*What to work on*
From the records, pick out and copy each line containing "screenshot".

++++++++

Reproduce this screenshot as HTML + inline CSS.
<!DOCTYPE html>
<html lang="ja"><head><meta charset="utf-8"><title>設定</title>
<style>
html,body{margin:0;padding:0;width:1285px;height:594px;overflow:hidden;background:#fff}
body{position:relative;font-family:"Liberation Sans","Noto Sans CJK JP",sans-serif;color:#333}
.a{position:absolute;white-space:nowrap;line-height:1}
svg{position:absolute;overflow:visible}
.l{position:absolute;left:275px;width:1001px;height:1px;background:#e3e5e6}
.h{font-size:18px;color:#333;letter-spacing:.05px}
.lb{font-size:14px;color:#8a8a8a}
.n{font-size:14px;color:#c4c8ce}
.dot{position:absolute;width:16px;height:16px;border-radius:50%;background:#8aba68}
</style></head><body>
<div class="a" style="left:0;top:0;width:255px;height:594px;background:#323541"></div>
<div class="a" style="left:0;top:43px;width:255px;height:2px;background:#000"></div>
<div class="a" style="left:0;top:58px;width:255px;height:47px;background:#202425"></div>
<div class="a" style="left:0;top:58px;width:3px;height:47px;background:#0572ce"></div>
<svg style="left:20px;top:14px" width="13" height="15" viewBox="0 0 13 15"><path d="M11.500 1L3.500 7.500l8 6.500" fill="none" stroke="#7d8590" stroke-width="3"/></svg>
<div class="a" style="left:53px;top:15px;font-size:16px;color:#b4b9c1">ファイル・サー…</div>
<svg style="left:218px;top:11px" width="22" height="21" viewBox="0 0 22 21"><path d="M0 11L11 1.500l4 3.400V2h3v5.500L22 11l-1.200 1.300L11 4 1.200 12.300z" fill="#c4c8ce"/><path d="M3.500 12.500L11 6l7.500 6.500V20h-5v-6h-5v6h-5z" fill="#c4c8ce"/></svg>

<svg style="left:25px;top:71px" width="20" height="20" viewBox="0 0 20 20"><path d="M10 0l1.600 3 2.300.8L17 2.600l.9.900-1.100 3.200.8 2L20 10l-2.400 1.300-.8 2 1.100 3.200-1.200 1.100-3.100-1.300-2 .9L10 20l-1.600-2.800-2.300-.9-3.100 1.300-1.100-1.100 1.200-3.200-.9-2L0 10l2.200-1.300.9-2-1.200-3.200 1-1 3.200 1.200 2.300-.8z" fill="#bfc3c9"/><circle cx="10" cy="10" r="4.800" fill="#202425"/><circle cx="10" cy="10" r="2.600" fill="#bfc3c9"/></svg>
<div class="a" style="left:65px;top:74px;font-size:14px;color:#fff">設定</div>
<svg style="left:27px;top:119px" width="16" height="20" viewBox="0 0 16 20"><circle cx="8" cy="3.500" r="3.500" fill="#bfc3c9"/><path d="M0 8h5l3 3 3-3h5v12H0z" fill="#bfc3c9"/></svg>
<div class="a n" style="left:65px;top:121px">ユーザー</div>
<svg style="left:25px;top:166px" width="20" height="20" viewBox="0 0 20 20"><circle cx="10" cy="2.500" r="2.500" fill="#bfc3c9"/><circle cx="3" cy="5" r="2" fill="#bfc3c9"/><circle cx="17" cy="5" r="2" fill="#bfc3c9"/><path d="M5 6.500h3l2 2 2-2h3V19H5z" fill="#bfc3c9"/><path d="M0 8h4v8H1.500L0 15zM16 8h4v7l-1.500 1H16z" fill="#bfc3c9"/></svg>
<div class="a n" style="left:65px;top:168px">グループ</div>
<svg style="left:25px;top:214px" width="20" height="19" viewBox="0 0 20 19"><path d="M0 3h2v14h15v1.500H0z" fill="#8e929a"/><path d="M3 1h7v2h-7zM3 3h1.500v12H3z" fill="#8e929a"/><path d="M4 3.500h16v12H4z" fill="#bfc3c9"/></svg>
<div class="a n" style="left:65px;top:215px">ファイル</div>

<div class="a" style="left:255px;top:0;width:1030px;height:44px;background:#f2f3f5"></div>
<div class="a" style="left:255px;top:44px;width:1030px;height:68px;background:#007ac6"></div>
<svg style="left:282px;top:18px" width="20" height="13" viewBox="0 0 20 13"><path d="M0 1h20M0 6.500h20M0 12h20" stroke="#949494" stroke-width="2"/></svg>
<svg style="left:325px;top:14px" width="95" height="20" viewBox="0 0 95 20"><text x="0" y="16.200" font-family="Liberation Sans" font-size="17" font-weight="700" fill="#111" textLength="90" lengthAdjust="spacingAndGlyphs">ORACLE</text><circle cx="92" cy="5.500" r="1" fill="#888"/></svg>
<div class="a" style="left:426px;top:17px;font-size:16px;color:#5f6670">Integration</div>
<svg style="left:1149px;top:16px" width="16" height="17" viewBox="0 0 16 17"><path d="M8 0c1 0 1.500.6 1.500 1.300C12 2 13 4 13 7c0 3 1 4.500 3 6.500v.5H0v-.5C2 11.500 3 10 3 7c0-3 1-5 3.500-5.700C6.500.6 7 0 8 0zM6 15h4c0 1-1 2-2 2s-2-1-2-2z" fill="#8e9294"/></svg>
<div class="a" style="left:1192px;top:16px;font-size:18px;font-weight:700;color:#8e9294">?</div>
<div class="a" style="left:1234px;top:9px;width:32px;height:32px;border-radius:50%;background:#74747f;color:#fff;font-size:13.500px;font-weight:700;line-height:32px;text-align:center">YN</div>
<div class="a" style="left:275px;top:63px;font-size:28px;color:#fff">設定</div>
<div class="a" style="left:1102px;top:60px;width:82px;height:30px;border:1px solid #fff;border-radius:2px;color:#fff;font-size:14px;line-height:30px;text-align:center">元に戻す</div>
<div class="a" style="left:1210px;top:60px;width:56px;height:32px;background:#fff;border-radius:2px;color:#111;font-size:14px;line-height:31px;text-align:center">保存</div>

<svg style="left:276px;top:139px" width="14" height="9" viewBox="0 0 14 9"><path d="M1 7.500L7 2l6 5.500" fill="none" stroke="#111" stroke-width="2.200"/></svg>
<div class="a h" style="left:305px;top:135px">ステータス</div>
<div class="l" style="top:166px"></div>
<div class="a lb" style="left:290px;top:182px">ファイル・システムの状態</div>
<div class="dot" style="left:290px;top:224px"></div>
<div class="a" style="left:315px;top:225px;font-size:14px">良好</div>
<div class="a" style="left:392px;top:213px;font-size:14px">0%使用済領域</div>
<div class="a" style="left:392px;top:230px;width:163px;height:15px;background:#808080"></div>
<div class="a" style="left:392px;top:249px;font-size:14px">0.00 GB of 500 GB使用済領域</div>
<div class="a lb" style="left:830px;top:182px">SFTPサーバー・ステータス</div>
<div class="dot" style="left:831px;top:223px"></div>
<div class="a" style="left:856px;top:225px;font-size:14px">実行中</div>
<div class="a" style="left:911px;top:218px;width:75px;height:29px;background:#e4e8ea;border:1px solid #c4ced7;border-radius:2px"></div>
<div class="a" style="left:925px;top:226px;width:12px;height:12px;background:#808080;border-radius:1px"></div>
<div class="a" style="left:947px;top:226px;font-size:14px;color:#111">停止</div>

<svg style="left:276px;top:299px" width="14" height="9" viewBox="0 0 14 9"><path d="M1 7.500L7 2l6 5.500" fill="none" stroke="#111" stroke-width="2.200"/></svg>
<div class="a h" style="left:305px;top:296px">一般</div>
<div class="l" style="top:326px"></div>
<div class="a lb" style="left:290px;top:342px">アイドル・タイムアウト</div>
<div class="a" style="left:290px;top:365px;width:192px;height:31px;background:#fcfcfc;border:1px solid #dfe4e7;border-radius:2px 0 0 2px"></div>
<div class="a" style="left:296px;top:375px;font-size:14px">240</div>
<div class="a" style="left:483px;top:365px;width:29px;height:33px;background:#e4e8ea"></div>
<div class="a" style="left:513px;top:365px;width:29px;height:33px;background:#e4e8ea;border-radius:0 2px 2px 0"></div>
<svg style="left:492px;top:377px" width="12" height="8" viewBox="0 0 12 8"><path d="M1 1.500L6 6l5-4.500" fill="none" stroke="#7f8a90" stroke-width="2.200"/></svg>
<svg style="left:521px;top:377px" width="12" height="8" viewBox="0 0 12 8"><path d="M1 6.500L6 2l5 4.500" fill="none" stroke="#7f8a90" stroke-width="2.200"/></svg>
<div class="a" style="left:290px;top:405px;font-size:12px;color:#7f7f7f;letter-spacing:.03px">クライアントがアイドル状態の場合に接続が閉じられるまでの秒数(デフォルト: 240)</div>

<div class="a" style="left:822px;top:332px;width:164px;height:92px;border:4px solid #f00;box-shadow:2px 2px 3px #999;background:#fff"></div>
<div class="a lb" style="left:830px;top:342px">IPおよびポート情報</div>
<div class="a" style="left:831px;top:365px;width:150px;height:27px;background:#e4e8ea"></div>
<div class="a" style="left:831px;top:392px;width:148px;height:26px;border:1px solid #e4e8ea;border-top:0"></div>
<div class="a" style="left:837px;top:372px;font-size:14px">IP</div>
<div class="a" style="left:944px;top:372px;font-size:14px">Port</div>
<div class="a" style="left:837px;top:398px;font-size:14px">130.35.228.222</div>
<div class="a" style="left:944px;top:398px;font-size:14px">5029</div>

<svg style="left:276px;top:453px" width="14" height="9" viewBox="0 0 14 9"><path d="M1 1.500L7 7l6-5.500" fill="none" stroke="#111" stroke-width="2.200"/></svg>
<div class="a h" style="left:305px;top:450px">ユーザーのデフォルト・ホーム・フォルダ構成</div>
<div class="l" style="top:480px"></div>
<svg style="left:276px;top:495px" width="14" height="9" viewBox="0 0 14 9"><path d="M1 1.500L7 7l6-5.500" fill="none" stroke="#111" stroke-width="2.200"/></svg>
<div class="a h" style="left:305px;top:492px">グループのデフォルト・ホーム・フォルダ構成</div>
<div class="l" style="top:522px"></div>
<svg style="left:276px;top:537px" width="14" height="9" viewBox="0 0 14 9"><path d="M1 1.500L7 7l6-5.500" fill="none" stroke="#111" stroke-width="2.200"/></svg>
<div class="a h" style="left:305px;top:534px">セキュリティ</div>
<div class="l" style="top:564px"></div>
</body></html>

++++++++

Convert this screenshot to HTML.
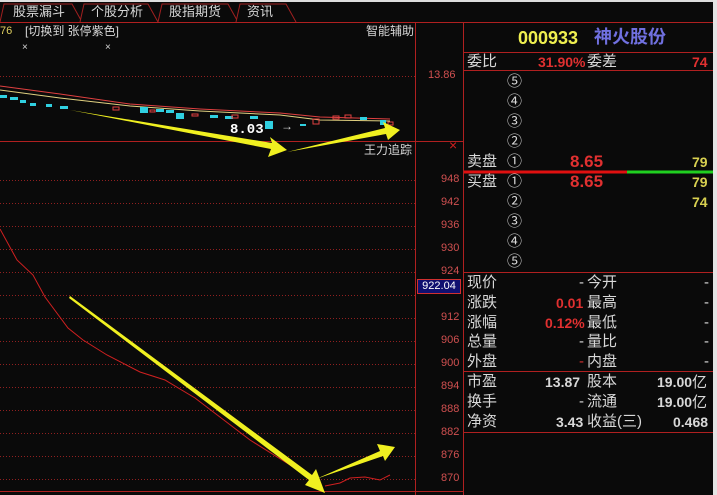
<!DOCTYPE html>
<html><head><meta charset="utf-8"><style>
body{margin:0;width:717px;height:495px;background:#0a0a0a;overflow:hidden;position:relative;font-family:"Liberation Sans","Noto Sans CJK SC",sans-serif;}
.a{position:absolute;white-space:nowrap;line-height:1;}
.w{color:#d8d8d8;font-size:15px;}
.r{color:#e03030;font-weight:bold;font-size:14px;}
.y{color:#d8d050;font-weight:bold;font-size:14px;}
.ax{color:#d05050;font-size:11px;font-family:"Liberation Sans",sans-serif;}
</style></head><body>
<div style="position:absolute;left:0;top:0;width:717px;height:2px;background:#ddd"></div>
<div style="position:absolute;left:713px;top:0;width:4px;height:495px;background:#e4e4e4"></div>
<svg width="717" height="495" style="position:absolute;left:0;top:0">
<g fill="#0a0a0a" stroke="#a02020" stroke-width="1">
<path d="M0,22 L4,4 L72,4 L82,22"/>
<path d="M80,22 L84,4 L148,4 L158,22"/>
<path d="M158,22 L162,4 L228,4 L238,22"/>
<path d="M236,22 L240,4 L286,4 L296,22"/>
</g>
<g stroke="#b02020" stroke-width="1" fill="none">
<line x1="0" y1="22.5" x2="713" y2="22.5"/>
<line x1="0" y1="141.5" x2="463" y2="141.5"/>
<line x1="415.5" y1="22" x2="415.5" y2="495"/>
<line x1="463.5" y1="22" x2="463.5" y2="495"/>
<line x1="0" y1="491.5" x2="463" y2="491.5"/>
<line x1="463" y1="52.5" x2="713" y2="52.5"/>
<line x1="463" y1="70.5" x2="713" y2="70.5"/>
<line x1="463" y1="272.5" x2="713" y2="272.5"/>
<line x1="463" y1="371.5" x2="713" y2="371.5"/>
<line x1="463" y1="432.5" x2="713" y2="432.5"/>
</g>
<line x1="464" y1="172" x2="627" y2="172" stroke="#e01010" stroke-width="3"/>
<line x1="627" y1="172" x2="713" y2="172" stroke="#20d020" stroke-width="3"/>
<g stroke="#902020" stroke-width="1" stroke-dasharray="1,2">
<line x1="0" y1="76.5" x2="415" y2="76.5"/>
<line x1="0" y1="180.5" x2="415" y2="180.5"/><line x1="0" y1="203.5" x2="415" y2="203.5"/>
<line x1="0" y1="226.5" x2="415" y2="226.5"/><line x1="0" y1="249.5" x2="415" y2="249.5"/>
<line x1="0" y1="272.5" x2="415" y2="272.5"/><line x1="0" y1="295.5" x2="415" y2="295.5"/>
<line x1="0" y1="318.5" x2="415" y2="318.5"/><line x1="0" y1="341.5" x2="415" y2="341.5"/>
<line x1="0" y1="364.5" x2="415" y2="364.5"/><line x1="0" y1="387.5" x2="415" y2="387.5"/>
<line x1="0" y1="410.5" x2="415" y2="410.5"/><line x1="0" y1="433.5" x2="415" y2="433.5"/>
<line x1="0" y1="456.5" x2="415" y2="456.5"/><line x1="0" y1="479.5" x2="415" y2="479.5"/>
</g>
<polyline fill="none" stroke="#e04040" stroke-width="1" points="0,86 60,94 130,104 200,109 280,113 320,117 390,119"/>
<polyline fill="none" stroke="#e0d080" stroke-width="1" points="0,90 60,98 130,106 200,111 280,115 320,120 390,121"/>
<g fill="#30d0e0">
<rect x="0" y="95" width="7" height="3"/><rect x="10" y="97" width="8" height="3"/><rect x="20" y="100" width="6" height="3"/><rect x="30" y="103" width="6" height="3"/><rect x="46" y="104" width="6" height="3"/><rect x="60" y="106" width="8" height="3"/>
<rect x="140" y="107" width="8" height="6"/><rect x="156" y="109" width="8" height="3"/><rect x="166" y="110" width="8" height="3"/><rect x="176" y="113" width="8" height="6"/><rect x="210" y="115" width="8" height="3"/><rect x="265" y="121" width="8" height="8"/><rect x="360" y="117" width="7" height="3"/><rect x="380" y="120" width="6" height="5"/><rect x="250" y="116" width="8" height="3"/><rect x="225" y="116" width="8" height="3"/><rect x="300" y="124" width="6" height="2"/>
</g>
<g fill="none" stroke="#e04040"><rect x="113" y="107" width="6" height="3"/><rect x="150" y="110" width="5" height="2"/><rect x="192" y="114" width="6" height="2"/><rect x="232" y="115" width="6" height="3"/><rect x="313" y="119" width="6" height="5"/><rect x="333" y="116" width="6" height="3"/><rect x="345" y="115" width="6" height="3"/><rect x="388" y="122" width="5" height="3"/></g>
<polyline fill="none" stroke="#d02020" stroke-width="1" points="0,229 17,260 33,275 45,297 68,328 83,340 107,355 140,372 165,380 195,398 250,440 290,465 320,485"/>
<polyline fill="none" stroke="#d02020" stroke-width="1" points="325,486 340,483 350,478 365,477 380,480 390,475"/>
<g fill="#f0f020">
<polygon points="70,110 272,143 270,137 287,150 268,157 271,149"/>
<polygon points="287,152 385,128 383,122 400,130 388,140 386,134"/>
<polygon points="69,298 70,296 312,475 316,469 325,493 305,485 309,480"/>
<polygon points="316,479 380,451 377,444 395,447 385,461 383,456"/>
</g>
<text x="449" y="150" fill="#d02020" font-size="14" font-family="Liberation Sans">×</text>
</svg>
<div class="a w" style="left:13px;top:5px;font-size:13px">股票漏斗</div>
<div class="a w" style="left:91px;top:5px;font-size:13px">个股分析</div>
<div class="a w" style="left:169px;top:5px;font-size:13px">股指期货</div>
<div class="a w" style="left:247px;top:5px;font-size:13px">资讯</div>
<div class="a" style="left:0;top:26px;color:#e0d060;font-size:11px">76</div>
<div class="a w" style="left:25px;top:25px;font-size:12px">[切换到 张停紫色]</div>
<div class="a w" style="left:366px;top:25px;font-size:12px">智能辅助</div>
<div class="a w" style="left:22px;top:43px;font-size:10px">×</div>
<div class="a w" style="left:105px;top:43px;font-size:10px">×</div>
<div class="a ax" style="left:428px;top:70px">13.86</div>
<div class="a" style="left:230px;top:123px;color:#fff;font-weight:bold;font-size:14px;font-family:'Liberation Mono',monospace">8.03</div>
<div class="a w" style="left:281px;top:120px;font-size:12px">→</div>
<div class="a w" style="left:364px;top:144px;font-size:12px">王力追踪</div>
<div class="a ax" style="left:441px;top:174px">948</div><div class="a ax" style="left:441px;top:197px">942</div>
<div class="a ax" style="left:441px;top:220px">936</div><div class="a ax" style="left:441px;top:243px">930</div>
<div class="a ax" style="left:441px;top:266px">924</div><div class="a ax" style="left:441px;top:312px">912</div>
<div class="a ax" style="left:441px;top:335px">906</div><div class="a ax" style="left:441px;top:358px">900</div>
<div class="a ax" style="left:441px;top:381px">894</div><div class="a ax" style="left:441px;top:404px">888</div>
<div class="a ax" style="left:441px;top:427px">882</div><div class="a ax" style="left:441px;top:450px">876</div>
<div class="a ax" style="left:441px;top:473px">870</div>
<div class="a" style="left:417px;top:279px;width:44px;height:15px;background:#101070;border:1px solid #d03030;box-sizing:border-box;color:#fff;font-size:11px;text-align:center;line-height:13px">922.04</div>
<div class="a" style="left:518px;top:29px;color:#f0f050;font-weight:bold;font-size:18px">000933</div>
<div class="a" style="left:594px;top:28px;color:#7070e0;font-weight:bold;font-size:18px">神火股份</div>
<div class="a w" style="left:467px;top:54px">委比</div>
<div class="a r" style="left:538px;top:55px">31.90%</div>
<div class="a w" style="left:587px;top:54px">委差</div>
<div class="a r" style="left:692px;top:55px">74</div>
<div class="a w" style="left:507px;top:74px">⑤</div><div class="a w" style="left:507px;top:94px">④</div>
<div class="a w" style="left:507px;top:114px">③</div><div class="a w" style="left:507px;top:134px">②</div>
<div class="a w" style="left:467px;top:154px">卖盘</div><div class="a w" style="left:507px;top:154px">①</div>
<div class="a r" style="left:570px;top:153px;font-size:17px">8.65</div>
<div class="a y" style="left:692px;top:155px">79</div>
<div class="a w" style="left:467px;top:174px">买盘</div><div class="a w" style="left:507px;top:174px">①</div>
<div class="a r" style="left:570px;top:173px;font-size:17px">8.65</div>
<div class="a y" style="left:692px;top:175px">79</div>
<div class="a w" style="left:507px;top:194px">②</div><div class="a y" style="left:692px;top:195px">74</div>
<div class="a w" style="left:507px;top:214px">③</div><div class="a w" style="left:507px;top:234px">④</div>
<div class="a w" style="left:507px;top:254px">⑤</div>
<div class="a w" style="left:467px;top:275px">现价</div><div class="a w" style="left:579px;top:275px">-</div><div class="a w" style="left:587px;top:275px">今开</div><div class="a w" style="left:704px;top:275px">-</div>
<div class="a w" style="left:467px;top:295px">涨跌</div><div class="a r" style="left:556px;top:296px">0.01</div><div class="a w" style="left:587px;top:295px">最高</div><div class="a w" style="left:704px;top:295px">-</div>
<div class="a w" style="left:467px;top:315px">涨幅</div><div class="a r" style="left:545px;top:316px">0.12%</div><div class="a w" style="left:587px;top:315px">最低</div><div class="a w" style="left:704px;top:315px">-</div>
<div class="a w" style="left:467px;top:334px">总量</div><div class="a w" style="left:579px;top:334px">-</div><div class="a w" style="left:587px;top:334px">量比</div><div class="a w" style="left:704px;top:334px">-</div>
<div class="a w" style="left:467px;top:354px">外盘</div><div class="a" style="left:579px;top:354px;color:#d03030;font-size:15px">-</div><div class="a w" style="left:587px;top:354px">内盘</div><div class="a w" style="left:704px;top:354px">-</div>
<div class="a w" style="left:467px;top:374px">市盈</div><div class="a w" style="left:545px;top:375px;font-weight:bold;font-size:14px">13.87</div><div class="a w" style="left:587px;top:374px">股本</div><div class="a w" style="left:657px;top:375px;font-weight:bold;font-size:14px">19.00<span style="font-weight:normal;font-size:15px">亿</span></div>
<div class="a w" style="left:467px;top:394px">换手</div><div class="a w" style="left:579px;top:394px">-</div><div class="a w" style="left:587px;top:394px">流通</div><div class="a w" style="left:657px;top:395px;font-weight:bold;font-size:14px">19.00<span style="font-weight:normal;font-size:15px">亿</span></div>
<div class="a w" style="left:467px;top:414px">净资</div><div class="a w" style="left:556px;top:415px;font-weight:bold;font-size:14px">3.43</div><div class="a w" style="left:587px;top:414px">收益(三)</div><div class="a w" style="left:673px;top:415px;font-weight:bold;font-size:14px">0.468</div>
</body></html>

++++++++

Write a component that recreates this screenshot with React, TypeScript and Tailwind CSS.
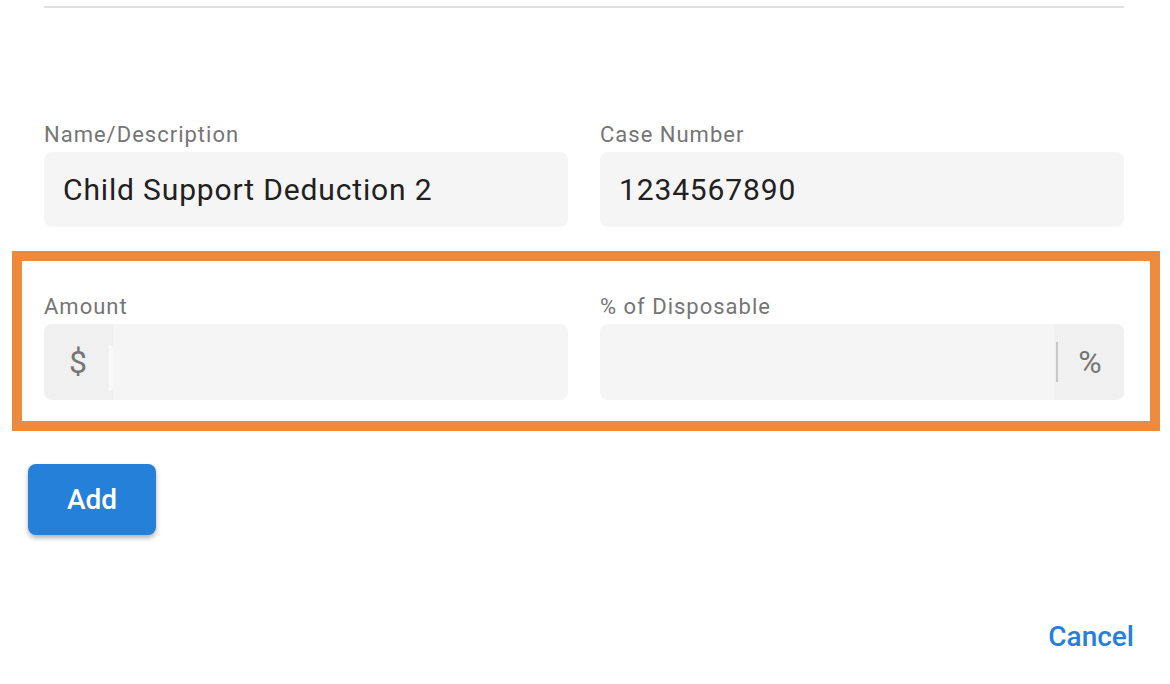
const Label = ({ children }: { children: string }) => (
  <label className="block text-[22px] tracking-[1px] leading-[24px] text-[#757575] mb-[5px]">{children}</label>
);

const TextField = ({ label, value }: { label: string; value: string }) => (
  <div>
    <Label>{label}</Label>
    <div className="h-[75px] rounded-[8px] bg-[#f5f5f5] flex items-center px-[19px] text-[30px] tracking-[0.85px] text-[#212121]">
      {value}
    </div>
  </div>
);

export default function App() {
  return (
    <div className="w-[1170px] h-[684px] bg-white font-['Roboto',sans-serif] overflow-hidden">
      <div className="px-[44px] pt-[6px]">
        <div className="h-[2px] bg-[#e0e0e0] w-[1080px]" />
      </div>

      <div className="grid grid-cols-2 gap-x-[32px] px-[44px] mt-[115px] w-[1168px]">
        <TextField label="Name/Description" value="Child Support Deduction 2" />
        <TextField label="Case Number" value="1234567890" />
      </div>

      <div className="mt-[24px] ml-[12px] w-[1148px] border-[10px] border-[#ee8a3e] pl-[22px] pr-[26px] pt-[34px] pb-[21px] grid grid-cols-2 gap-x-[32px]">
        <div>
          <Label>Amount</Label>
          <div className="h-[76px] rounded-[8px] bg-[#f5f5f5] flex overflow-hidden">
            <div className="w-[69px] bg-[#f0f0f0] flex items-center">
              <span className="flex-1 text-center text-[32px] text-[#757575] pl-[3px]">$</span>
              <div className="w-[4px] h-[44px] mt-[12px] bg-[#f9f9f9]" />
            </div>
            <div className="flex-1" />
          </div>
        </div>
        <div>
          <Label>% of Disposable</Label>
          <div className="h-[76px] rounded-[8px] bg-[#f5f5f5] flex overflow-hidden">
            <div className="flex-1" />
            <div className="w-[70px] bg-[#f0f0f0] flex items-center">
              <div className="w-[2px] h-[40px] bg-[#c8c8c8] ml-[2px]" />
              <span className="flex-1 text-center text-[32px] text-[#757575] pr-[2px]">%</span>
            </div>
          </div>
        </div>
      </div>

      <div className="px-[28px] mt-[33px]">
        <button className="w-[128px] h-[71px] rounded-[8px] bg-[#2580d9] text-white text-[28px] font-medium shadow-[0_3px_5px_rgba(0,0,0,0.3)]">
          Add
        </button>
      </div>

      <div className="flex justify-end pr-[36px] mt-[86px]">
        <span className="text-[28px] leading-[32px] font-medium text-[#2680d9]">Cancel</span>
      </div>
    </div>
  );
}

++++++++

*Finished exercise*
Reproduce this screenshot as HTML + inline CSS.
Convert this screenshot to HTML.
Write a component that recreates this screenshot with React, TypeScript and Tailwind CSS.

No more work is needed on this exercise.